So I was diagnosed in September. RPR set for Dec 19 (bad timing) I feel great physically and good mentally. This is the time of the year when we run into friends we haven't seen since last Winter. When they ask “how are you doing?” how do you respond?
How do you respond? : So I was... - Prostate Cancer N...
How do you respond?
I'm eager to tell my story. I tell them I had prostate cancer, which was cured in just 5 quick (SBRT) treatments, and I have no side effects of treatment. If they are curious, I tell them about the process I went through to find the best doctor and treatment for me. If they aren't curious, I leave it at that.
"I'm fine!" is a lie.
"I found out I had prostate cancer, and I'll probably be cured by surgery in December" is much better.
You should be ready for responses, everything from:
. . . . "Oh, I'm so sorry -- my uncle died of that!"
to:
. . . . "Surgery? Have you thought of <anything from oat milk, to radiation treatments> instead of surgery?"
You will also get some:
"Oh -- I had it too. ", likely followed by a story.
It's not your fault, and (if your business and professional ties permit) there's no reason to hide it.
. Charles
Good post, I just finished SRT w/ ADT 18 months after RP. PSA undetectable at the moment but I don’t like being identified as being “that guy with cancer”. I’ve always been the easygoing all’s good type. My extended family knows and most friends but some I haven’t told. It’d probably better I was open and let everyone know without hesitation, but that’s just not me.
I had RP 6 months ago (G9). I've been pretty open about it. All family know and most friends and neighbors know. I have nothing to hide from anyone. The most common reaction I have received - eyes get big, jaws drop open and they say "Wow, you look great!" The second most common reaction - eyes get big and jaws drop open and they say "But that can't happen to you!" because I have been a vegetarian and very diet diet/exercise/nutrition aware for most of my life.
That’s a very individual thing. I was pretty open about it because I like to share and also remind other men that PC screening can save their life (as it did mine)- however my best friend opted to not share. It’s all good.
Responding to " how are you " - which one hears whenever you encounter a friend or acquaintance, varies a great deal - with the relationship as well as the personality of the asking party.
To those who know I have pc ( and by choice I have told only a few ) I usually say; " doing well living with it - or moving forward with my life and grateful for the good stuff. "
To those who do not know - especially casual quintessences I say
" doing well with my life - thanks for asking. And how are you. " I have found that people have a startling array of reactions to information about health: some are quietly understanding and supportive - which is what I want and need, and some are over the top with drama, worry, fussing and gossip to other people who have no business knowing about my personal/medical issues.
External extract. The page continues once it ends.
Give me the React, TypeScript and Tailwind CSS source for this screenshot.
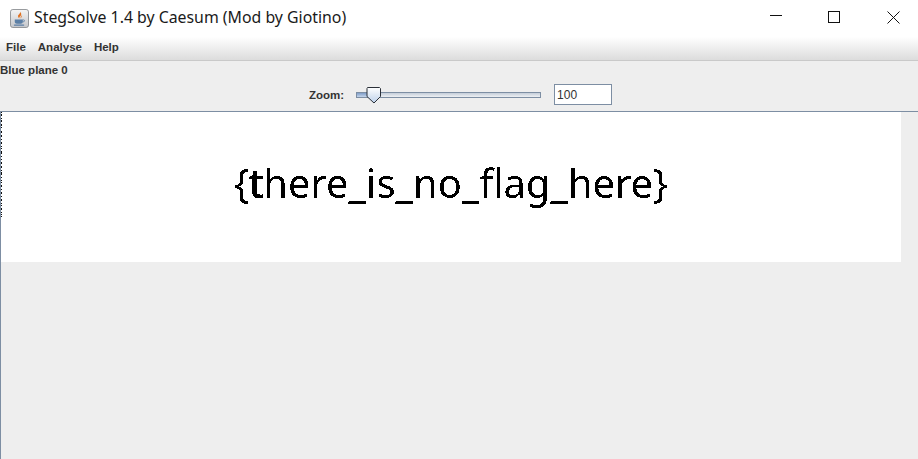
const noise = [0, 2, 3, 6, 8, 9, 12, 13, 15, 19, 20, 23, 24, 27, 30, 31, 34, 36, 39, 40, 41, 44, 47, 50, 51, 54, 55, 58, 60, 61, 62, 65, 68, 70, 73, 74, 77, 80, 81, 84, 87, 88, 91, 93, 96, 97, 100, 102, 104];

function JavaIcon() {
  return (
    <svg width="19" height="19" viewBox="0 0 20 20" className="shrink-0">
      <defs>
        <linearGradient id="jbg" x1="0" y1="0" x2="0" y2="1">
          <stop offset="0" stopColor="#f4f4f4" />
          <stop offset="1" stopColor="#c4c6ca" />
        </linearGradient>
      </defs>
      <rect x="0.5" y="0.5" width="19" height="19" rx="2.5" fill="url(#jbg)" stroke="#8f9296" />
      <path d="M10.5 3c1 2-2.5 3-2 5 .2 1 1 1.5 1.3 2-.2-1.400.3-2 1.500-3 1-.9 .6-2.500-.8-4z" fill="#e0701e" />
      <path d="M12.800 6.500c-1.300.8-1.800 1.500-1.500 3.500 .8-1 .9-2.300 1.500-3.500z" fill="#e0701e" />
      <path d="M5 11h8.500v2.500c0 1.200-1 2-2.200 2H7.200c-1.200 0-2.200-.8-2.200-2z" fill="#5b7fa6" />
      <path d="M13.500 11.500h1c1.200 0 1.200 2-.5 2h-.8" fill="none" stroke="#5b7fa6" strokeWidth="0.9" />
      <rect x="4" y="16.300" width="11" height="1.200" rx="0.6" fill="#5b7fa6" />
    </svg>
  );
}

function TitleBar() {
  return (
    <div className="flex h-[37px] items-center bg-white pb-[1px] pl-[10px]">
      <JavaIcon />
      <span className="ml-[5px] font-['Noto_Sans',sans-serif] text-[15.85px] text-[#1a1a1a]">
        StegSolve 1.4 by Caesum (Mod by Giotino)
      </span>
      <div className="ml-auto flex items-center pb-[1px]">
        <svg width="13" height="13" viewBox="0 0 13 13" className="mr-[45px]">
          <path d="M0 4.500H12" stroke="#111" strokeWidth="1" />
        </svg>
        <svg width="13" height="13" viewBox="0 0 13 13" className="mr-[46px]">
          <rect x="0.5" y="0.500" width="11" height="11" fill="none" stroke="#111" />
        </svg>
        <svg width="13" height="13" viewBox="0 0 13 13" className="mr-[18px]">
          <path d="M0.500 0.500L12.500 12.500M12.500 0.500L0.500 12.500" stroke="#111" strokeWidth="1" />
        </svg>
      </div>
    </div>
  );
}

function MenuBar() {
  return (
    <div className="flex h-[24px] items-center gap-[12px] border-b border-[#c9c9c9] bg-gradient-to-b from-white to-[#dcdcdc] pb-[2px] pl-[6px] font-['Liberation_Sans',sans-serif] text-[11.5px] font-bold text-[#333]">
      <span>File</span>
      <span>Analyse</span>
      <span>Help</span>
    </div>
  );
}

function ZoomRow() {
  return (
    <div className="flex h-[29px] items-start justify-center pt-[2px] pl-[3px] font-['Liberation_Sans',sans-serif] text-[11.5px] text-[#333]">
      <span className="mt-[3px] mr-[12px] font-bold">Zoom:</span>
      <div className="relative mt-[8px] h-[6px] w-[185px] border border-[#7d8ea3] bg-gradient-to-b from-[#c4cdd9] to-[#eef0f3]">
        <div className="h-full w-[14px] bg-gradient-to-b from-[#7f9dc8] to-[#c5d5ea]" />
        <svg width="16" height="17" viewBox="0 0 16 17" className="absolute top-[-6px] left-[9px]">
          <defs>
            <linearGradient id="thumb" x1="0" y1="0" x2="0" y2="1">
              <stop offset="0" stopColor="#ffffff" />
              <stop offset="1" stopColor="#bcd0ea" />
            </linearGradient>
          </defs>
          <path d="M1.500 .5H13.500L14.500 1.500V9.500L8 16 1 9.500V1.500z" fill="url(#thumb)" stroke="#2b3038" />
        </svg>
      </div>
      <div className="ml-[13px] flex h-[21px] w-[58px] items-center border border-[#7d8ea3] bg-white pl-[2px] text-[12px] text-[#333]">
        100
      </div>
    </div>
  );
}

function Canvas() {
  return (
    <div className="relative flex h-[150px] w-[900px] items-center justify-center bg-white pb-[9px]">
      <svg width="1" height="106" className="absolute top-0 left-0">
        {noise.map((y) => (
          <rect key={y} x="0" y={y} width="1" height="1" fill="#111" />
        ))}
      </svg>
      {/* the plane is 1-bit, so the text gets its antialiasing cut off */}
      <svg width="0" height="0" className="absolute">
        <filter id="onebit" colorInterpolationFilters="sRGB">
          <feComponentTransfer>
            <feFuncA type="discrete" tableValues="0 1" />
          </feComponentTransfer>
        </filter>
      </svg>
      <span className="font-['Noto_Sans',sans-serif] text-[39.8px] leading-none text-black [filter:url(#onebit)]">
        {"{"}
        <span className="[-webkit-text-stroke:1px_black]">t</span>
        {"here_is_no_flag_here}"}
      </span>
    </div>
  );
}

export default function App() {
  return (
    <div className="flex h-[459px] w-[918px] flex-col overflow-hidden bg-[#eeeeee]">
      <TitleBar />
      <MenuBar />
      <div className="h-[21px] pt-[2px] font-['Liberation_Sans',sans-serif] text-[11.5px] leading-[14px] font-bold text-[#333]">
        Blue plane 0
      </div>
      <ZoomRow />
      <div className="flex-1 border-t border-l border-[#7d8ea3]">
        <Canvas />
      </div>
    </div>
  );
}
I have also experienced with long established - which I thought were supportive relationships - that as soon as they hear " cancer " they leave. On the other side are friends who say - yeah you mentioned it - how are you doing. Interesting that 3 of those casual friendships are the ones that are regularly quietly supportive - 2 being long time fuck buddies that are sticking by me even though there is no longer sex. And when I comment: " you didn't run away, " they say: " you are y friend - why would I do that. "
So I believe that how to respond varies - on who is asking and what YOU need from them.
Best
"Great. Thanks for asking"
I'm contagious........
Good Luck, Good Health and Good Humor.
j-o-h-n Sunday 12/01/2019 9:26 PM EST
You are, I am now infected with humor. 🍸🍸🤠
They have a cure for humor.......It's called "a case of the crabs"....and it's not a laughing matter....😢😢😢
Good Luck, Good Health and Good Humor.